Anyway, ich habe das Gefühl dass meine Tasche noch in El Castillo liegen könnte, also nichts wie hin, sind ja nur 20 Stunden reise (one way)...*Ächz*. Dort angekommen finde ich natürlich nichts und ich muss so schnell wie möglich alles sperren lassen weil mir die Sachen sehr wahrscheinlich auf der Fähre geklaut worden sind. Ein Satellitentelephon welches mich 6 USD die MINUTE kostet ist da nicht wirklich geeignet dafür... Tja und das sind denn so die Zeiten wo einem das Reisen echt anstinken kann; denn aus Mangel an einem Transportmittel sitze ich in einem kleinen Dorf fest. Ich wohne im schäbigsten Hotel (man kann ja schliesslich nicht viel ausgeben wenn man nichts mehr hat) und esse in der billigsten, heruntergekommensten Bretterbude eine Tortilla. Sie ist zwar billig, aber das Tortilla ist kalt - und gespickt mit ganz winzigen Ameisen welche ich wegzufusseln versuche. Alarmiert von den Tierchen untersuche ich dieses Tortilla-Ding etwas genauer: der Kürbissalat hat wirklich komische Farben und das Schweinefleisch (Ja hört nur gut zu: ich esse wieder Fleisch hier!) ist wirklich eklig.
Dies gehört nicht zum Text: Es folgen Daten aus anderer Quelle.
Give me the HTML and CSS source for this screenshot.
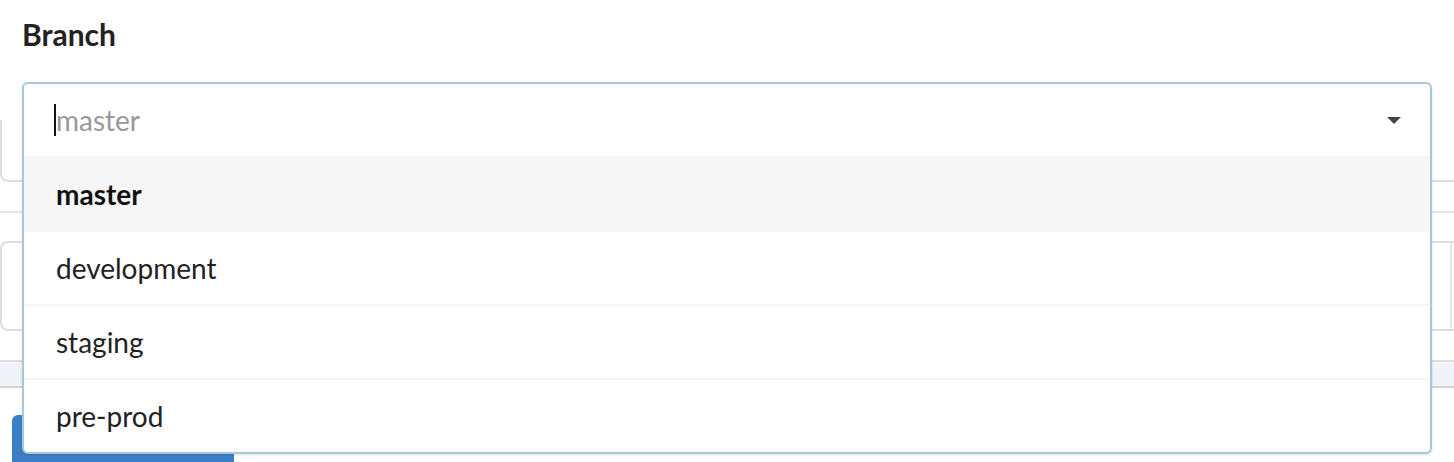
FILE: index.html
```html
<!DOCTYPE html>
<html>
<head>
	<title>Branch</title>
	<meta name="viewport" content="width=device-width, initial-scale=1.0" />
	<link rel="stylesheet" href="styles.css">
</head>
<body>
	<h2 class="label">Branch</h2>

	<div class="combo-anchor">
		<div class="combo">
			<div class="combo-input">
				<span class="text-cursor"></span>
				<span class="placeholder">master</span>
				<span class="caret"></span>
			</div>
			<ul class="options">
				<li class="option selected">master</li>
				<li class="option">development</li>
				<li class="option">staging</li>
				<li class="option">pre-prod</li>
			</ul>
		</div>
	</div>

	<!-- page content sitting under the open menu -->
	<div class="ghost-input"></div>
	<div class="ghost-rule"></div>
	<div class="ghost-box"><div class="ghost-cell"></div></div>
	<div class="ghost-band"></div>
	<div class="ghost-button"></div>
</body>
</html>
```

FILE: styles.css
```css
html, body {
	margin: 0;
	background: white;
	overflow: hidden;
}
body {
	font-family: Lato, "Open Sans", sans-serif;
	color: #222;
	width: 1454px;
	height: 462px;
}
.label {
	margin: 0;
	padding: 17px 22px 31px 22px;
	font-size: 30px;
	line-height: 34px;
	font-weight: bold;
	color: #222;
}
.combo-anchor {
	position: relative;
	margin: 0 22px;
	height: 0;
	z-index: 2;
}
.combo {
	position: absolute;
	top: 0;
	left: 0;
	right: 0;
	background: white;
	border: 2px solid #a3c9dd;
	border-radius: 6px;
	box-shadow: 0 1px 3px rgba(0, 0, 0, 0.12);
	overflow: hidden;
}
.combo-input {
	display: flex;
	align-items: center;
	height: 72px;
	padding: 0 29px 0 30px;
	font-size: 28px;
}
.text-cursor {
	width: 2px;
	height: 32px;
	background: #111;
}
.placeholder {
	flex: 1;
	color: #999;
}
.caret {
	width: 0;
	height: 0;
	border-left: 7px solid transparent;
	border-right: 7px solid transparent;
	border-top: 7px solid #444;
}
.options {
	list-style: none;
	margin: 0;
	padding: 0;
}
.option {
	box-sizing: border-box;
	height: 74px;
	line-height: 72px;
	padding: 0 32px;
	font-size: 28px;
	border-top: 2px solid #f5f5f5;
}
.option:first-child {
	border-top-color: #f6f6f6;
}
.selected {
	background: #f6f6f6;
	font-weight: bold;
	color: #111;
}
.ghost-input {
	margin-top: 38px;
	height: 60px;
	border: 2px solid #dedede;
	border-top: none;
	border-right: none;
	border-radius: 0 0 0 8px;
	margin-right: -20px;
}
.ghost-rule {
	margin-top: 29px;
	border-top: 2px solid #e6e6e6;
}
.ghost-box {
	margin-top: 28px;
	margin-right: -20px;
	height: 86px;
	border: 2px solid #dedede;
	border-right: none;
	border-radius: 8px 0 0 8px;
	display: flex;
	justify-content: flex-end;
}
.ghost-cell {
	width: 22px;
	border-left: 2px solid #e6e6e6;
}
.ghost-band {
	margin-top: 29px;
	height: 24px;
	background: #f2f3f8;
	border-top: 2px solid #dddddd;
	border-bottom: 2px solid #d2d2d2;
}
.ghost-button {
	margin: 27px 0 0 12px;
	width: 222px;
	height: 60px;
	background: #3d7fc7;
	border-radius: 6px;
}
```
Aber unter einigen Brechreizen verspeise ich dieses Ungetüm dann doch in der schmuddeligen Bretterhütte mit Erdboden - Ein Wunder das ich mir nichts eingefangen habe (Im Managua McDonalds kann man in den Toiletten folgender Spruch lesen: Bitte waschen sie sich die Hände um Cholera zu vermeiden, wähhhh!).

Zurück nach Granada geht es in den nächsten zwei Tagen mit dem Bus über Managua. Die Busfahrt ist zwar anstrengend und mein Hintern hat ziemlich gelitten aber sie ist es doch Wert. Die Strasse ist eine Erdpiste mit riesen Schlaglöchern - wir müssen zwei mal Reifen wechseln und sechs mal Kühlwasser nachfüllen. Das Dach von unserem Bus (wie alle, ein alter US Schulbus) ist voll mit Körben und Ersatzreifen und Leute fahren zeitweise auf dem Dach mit. Die Häuser welche ich unterwegs sehe (Zeit genug habe ich, denn das Durchschnittstempo war bei ca. 30Km/h) haben fast ausschliesslich Palmblätterdächer und die Wände sind aus dünnen Ästen wo man überall durchsehen kann - aber alle besitzen einen uralten winzig kleinen schwarz-weiss Fernseher. Autos kreuzt man eigentlich keine hier höchstens Fahrräder und Pferdekarren. Am Abend, bei einem Restaurant mit Billardtisch und "Disco" sieht man keine Golf GTI's parkiert sondern Unmengen an angebundenen und gesattelten Pferden wie im Wilden Westen!